Blockchains are difficult because it solves the hardest problems to solve in a distributed environment. Traditionally, when it comes to distributed systems, Failure Models are divided into six categories. Since these categories are hierarchical, the bigger category contains the smaller ones. Distributed systems set a Failure Model as an objective, and when a failure from a higher hierarchy occurs, it does not attempt to resolve it.
The simplest problem to solve is the Fail-stop Failure Model. In this model, the problematic node’s state no longer changes; however, information about the states are still returned. In a Fail-stop Model, all the requested messages arrive, and all the arrived messages are assumed to be valid, and thus, problems are solved easily. Realistically however, messages may never arrive, and this model does not consider the case where the server may crash. Thus, this model is not very commonly used.
Consequently, the next model considers crashes and it’s intuitively called the Crash Failure Model. In this model, every node that do not give a reply is assumed to be in a crashed state. These crashed nodes can be simply replaced with a new node and the problem can be resolved. However, even the Crash Failure Model is not realistic on an internet scale distributed system. The reasoning is that on an internet scale, a node may not reply for various reasons other than a crash. This is why the Crash Failure Model is used for communication between processors within multicore processors or distributed systems within a single data center.
The simplest model that can be used within an internet scale system is the Omission Failure Model. In this model, a specific unit of time T is defined, and all messages must arrive time T later. If it does not arrive in this time frame, then it is assumed that it will never arrive at all. This model simply represents a possible problem that can arise within a network.
However, during real world applications, a network can have more critical and complex issues. In reality, it is close to impossible to actually choose a maximum bound T for message arrival times. There may be problems that lead to slow message arrivals; however, a message just may arrive extremely late for other reasons not related to any type of failure. The Performance Failure Model considers exactly these type of circumstances. A distributed system that follows the Performance Failure Model must consider cases where the message does not arrive, or just arrives after a prolonged period of time.

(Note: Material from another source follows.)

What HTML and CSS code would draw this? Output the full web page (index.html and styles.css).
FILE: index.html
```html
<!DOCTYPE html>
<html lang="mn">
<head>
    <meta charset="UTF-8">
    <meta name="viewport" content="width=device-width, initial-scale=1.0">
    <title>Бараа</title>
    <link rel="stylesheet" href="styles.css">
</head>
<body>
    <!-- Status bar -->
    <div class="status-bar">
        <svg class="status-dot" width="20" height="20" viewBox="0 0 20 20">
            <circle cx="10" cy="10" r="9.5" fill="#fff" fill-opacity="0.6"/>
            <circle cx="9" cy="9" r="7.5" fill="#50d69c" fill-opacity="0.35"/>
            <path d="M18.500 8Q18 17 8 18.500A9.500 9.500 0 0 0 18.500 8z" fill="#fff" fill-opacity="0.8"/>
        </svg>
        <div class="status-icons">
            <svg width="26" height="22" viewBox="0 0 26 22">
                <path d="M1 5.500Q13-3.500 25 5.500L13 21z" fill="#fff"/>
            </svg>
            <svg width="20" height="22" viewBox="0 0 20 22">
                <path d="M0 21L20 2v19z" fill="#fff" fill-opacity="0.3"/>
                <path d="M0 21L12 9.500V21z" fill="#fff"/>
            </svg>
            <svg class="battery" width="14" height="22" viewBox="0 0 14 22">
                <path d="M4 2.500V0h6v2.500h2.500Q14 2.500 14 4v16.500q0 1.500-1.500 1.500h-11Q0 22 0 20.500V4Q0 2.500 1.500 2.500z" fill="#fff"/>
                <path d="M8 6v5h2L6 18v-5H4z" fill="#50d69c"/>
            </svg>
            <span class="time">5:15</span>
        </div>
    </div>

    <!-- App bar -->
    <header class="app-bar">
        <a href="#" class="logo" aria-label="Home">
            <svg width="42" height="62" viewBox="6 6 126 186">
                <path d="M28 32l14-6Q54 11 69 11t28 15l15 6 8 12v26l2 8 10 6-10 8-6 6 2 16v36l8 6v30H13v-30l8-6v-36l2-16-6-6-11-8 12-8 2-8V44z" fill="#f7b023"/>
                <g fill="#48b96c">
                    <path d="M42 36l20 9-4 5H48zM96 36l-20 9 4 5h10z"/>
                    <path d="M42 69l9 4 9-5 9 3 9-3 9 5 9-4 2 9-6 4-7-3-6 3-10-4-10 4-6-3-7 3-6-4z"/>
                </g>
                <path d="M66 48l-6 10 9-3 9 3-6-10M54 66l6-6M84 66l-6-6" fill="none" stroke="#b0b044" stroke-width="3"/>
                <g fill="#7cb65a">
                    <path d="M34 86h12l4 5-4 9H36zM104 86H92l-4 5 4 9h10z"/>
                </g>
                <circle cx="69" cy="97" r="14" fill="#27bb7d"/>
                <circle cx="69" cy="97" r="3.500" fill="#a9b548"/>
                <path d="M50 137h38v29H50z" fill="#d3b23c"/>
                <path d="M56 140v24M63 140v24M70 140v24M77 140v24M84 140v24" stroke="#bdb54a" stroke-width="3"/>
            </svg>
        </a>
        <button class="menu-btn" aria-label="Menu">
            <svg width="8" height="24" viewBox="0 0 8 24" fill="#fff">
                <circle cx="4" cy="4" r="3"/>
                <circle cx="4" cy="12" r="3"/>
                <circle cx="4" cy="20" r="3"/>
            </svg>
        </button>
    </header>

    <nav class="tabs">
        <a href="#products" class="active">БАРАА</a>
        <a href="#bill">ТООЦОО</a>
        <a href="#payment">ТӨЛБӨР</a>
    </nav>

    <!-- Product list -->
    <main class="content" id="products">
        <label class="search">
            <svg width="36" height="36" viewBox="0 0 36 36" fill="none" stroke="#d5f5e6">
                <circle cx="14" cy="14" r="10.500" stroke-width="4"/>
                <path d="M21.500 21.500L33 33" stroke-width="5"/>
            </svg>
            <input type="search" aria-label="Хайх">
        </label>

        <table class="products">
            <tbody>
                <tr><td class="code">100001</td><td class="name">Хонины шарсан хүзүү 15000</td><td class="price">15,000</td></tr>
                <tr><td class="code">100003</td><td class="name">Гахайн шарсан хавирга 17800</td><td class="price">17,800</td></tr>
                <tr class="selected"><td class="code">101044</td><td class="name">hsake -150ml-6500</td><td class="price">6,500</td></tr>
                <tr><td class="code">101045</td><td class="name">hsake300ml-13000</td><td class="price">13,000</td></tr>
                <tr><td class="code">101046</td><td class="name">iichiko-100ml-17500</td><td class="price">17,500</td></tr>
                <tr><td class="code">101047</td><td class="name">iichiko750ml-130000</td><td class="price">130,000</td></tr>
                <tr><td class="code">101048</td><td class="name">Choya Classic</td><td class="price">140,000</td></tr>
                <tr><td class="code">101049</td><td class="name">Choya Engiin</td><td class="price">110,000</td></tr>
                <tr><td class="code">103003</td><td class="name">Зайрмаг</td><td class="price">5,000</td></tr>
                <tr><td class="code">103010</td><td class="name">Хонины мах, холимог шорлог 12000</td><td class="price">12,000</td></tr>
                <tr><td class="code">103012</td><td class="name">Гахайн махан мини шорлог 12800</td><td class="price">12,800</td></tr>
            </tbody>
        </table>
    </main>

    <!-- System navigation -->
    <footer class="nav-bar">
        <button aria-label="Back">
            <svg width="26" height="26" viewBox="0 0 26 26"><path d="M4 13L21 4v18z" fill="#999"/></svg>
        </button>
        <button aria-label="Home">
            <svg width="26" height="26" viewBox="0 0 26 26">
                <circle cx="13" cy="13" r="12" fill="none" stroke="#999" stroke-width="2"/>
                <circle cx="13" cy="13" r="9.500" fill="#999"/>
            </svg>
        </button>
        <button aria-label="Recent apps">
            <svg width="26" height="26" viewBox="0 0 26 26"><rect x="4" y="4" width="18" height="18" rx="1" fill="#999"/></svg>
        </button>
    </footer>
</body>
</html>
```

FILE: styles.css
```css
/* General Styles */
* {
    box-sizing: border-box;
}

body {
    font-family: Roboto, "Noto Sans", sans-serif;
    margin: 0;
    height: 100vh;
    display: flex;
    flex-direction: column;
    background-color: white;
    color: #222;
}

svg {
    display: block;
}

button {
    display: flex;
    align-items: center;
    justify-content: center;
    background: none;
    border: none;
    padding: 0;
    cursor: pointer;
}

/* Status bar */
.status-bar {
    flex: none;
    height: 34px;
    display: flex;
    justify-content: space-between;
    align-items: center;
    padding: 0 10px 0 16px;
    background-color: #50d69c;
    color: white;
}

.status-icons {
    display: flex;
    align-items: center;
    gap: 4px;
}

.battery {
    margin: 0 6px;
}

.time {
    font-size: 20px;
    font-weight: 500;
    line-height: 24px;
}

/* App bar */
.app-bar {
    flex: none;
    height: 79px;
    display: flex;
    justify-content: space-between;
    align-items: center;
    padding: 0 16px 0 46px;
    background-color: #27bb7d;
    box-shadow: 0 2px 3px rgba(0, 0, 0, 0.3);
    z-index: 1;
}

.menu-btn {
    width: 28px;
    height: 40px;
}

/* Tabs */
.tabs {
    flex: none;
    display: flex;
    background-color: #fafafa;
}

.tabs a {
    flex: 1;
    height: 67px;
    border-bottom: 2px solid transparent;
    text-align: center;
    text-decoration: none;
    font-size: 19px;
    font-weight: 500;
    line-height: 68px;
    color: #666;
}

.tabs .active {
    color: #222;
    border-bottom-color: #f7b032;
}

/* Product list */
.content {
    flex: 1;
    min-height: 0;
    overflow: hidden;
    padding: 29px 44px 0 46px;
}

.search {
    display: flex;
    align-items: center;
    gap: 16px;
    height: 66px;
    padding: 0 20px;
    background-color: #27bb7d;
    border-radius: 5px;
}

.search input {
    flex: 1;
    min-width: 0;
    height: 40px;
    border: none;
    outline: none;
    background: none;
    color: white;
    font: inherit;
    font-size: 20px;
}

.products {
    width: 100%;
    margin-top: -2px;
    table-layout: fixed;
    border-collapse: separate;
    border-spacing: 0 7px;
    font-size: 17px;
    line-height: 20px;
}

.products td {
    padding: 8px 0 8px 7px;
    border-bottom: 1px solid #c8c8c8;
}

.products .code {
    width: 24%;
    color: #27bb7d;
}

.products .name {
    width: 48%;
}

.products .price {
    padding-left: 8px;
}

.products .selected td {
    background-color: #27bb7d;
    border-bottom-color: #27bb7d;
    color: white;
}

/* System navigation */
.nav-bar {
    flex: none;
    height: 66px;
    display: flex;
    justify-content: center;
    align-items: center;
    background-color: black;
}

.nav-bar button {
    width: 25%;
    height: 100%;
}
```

All the problems discussed until now assumes that messages that actually arrived have no problems associated with them. In other words, the Fail-stop Failure Mode, Crash Failure Model, Omission Failure Model, and the Performance Failure Model trusts the messages that actually manage to arrive. However, as you’ve probably guessed it, there are times when even these messages cannot be trusted. For instance, a node may actually contain a bug, or due to hardware failure, the message may only have been partially sent. In the worst case, the message may be modified due to a Man-in-the-middle attack(a.k.a. MITM). In cases where there exists a node that consistently sends out wrong messages, the problem is easily solvable. However, if a node sends a mix of valid and invalid messages, the problem becomes much more difficult. A node that sends out such mixture of messages is called a byzantine node, and failures such as these are called byzantine failures.
Generally, it is difficult to handle every byzantine failure. Thus, the Authentication-detectable Byzantine Failure Model attempts to handle only those byzantine failures that can be verified by the system. This model solves the problem by integrating an error detection scheme or an asymmetric cryptography. Most internet scale distributed systems utilize the Authentication-detectable Byzantine Failure Model.

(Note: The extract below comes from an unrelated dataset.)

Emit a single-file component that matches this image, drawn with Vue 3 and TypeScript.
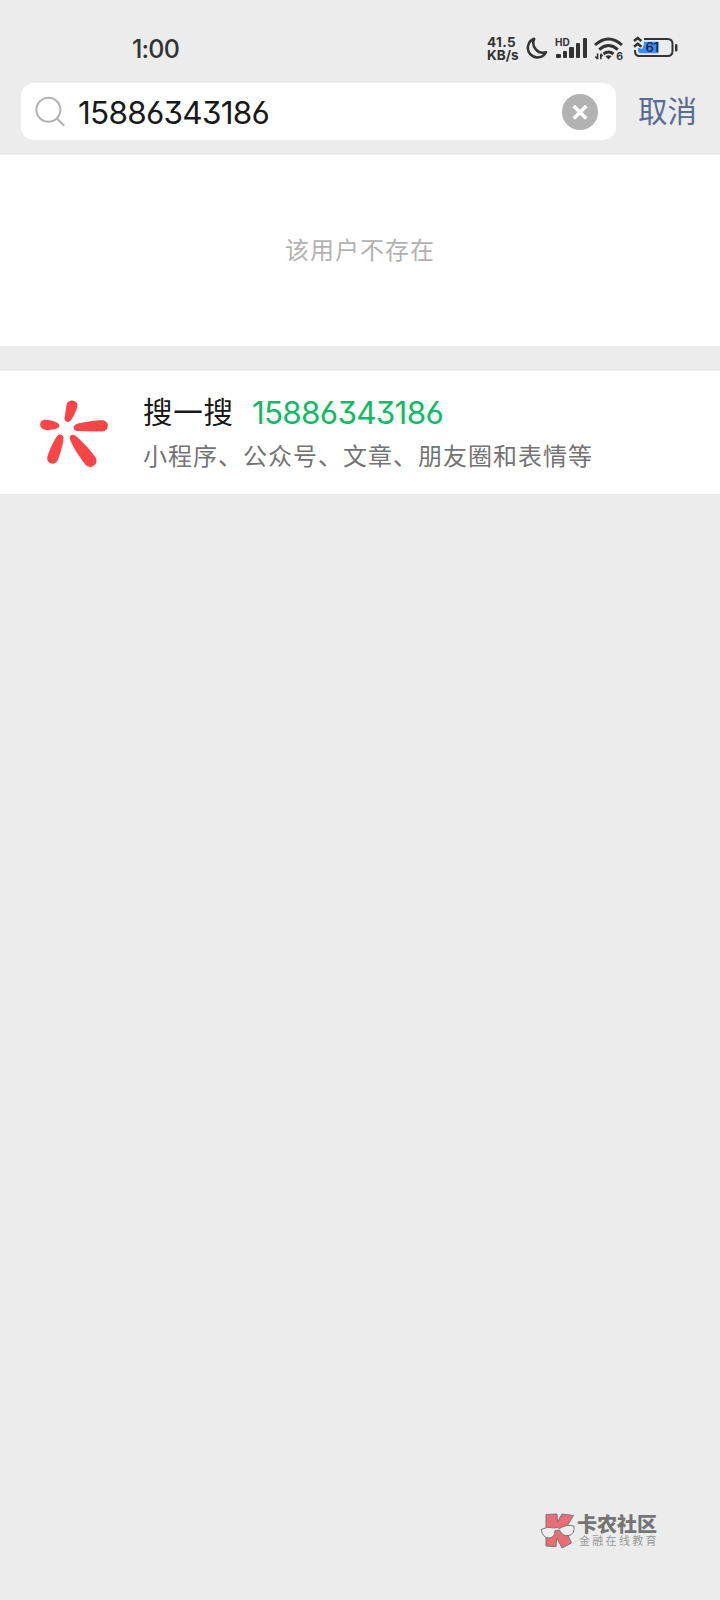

However, blockchains use a model that consider every byzantine failure, which is known as the Byzantine Failure Model. This is the hardest known failure model to utilize in a distributed system. Thus, most existing distributed systems have elected ignore byzantine failures. As a result, cases where the node shows irregular behavior due to unethical motives, being hacked by others, etc, were not considered.
The concept of blockchains is difficult to grasp because all blockchains utilize the Byzantine Failure Model. For instance, incentive model, which is difficult to implement, invites all participating nodes to not become a byzantine node, and the reason the consensus becomes difficult in blockchains is because it assumes byzantine failures. If blockchains stop utilizing the Byzantine Failure Model, then would the problem not become simpler?
Unfortunately, this is impossible because a blockchain is a network made up of self-participating, decentralized nodes. In decentralized networks, there are many reasons for causing a byzantine node. The most common reason is due to corrupt users. There are various reasons for their unscrupulous actions. These users may be making these attacks because it’s their hobby. Maybe it could be for personal economic gains. It could even be due to a personal vendetta. Whatever the reason, there has been many cases where another person attacks the system. In existing systems where users are not free to join a network as a node, people usually opt for a DoS attack. However, in a blockchain where anyone can join as a node, it is far more effective to join as a byzantine node to wreak more havoc upon the entire network.
However, byzantine nodes are not only created by evil users. It can also be done by lazy ones as well. In a centralized distributed system, upgrading is fast and easy. This is because the central administrator can upgrade the entire system him/herself. However, a decentralized network is different. Even though most nodes may have upgraded, a few may not be up to date due to inattentive users. In this case, the nodes that are out of date cannot understand messages coming from updated ones, causing a byzantine failure.
We have discussed the reasoning behind why blockchain development can be so difficult, and what exactly are Byzantine Failures. If you were to ask about blockchains to an engineer who has no interest in the subject, he/she would probably reply that blockchains are a type of distributed data store that stores all the history. However, this is true when looking at only a small aspect of blockchains. Rather, storing the history is a property that is used to recover from a byzantine failure. Blockchains must solve more fundamental problems than this.
I personally think that this difficulty is what makes blockchain development interesting. Things that were only being researched as theories are now being realized through actual implementation. In particular, the byzantine failure model is the failure model that most closely resembles reality. Consequently, distributed systems that are released in the future would most likely assume a Byzantine Failure Model. Therefore, even if you are not a blockchain developer, knowing what kind of research is being done in the blockchain field is probably important as a distributed system developer as well.